A Himalayan river odyssey with Assam Bengal Navigation

The line designs interiors that reflect communities living along the Ganges and the Brahmaputra rivers

A Himalayan river odyssey with Assam Bengal Navigation
ABN Charaidew II has been designed to reflect the Assam Tea Plantation lifestyle of the colonial times whilst being contemporary

By Antara Phookan |

Located in Assam in North East India, Assam Bengal Navigation is an Indo-British, family business owned and managed by the Phookans and Brocks. It was founded on strong principles of delivering conscious luxury travel since 2003. We focus on bringing together our expertise in tourism with our experience of operating in global markets and our in-depth knowledge of North East India to create compelling cruises on the Ganges and the Brahmaputra Rivers in India. 

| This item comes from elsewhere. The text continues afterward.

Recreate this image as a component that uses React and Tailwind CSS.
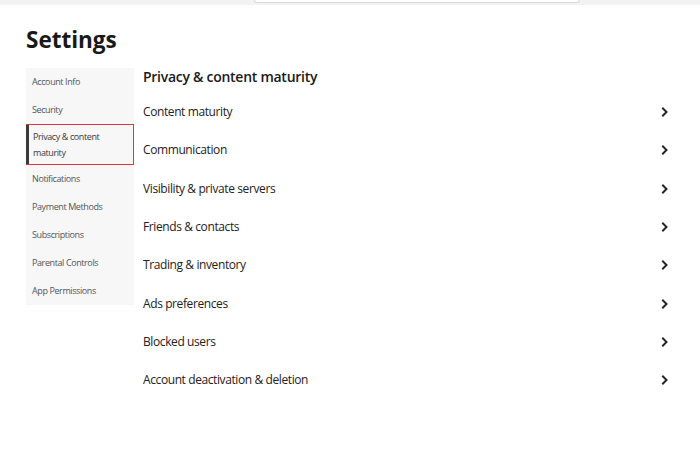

Our geographical location plays a pivotal role in our company’s story. Assam is our home and we feel strongly connected to the region, its people, their culture and the environment. The region offers many highlights, such as the seven national parks and 18 wildlife sanctuaries along the Brahmaputra River, yet not many people in the world are aware of this unique geographical location. Consequently, we aim to invite guests to experience it for themselves onboard our river boats, which are designed to reflect our company heritage and celebrate the region’s distinct culture. 

We are also consciously seeking to achieve a relationship with the river and the local environment so that we can offer our guests an authentic, wholesome experience. Our vessels showcase our company’s strong familial ties to the region and our deep connection with the two Himalayan River valleys and their indigenous communities. So, Assam Bengal Navigation’s eco-chic interior style is inspired by the vernacular aesthetic of the region and showcases locally made arts, handicrafts and textiles. Personally, I love that our vessels reflect our local culture because it completes the travel experience – it almost feels like you are lounging in the region’s personality. I also feel that in the fast-developing homogenous society that consumes global design trends, it is important to differentiate, yet take inspiration from, the distinct beauty in the aesthetic of our unique cultures. 

Back in 2003, we started our river cruising journey with ABN Charaidew I, a heritage vessel from the 1970s that was completely renovated with bamboo-panelled walls to mirror the rustic style of Assam. In 2007 when we built ABN Sukapha in West Bengal, we continued to use bamboo-panelled walls to create a charming interior and as part of a conscious effort to use a sustainable material that was available locally in abundance. 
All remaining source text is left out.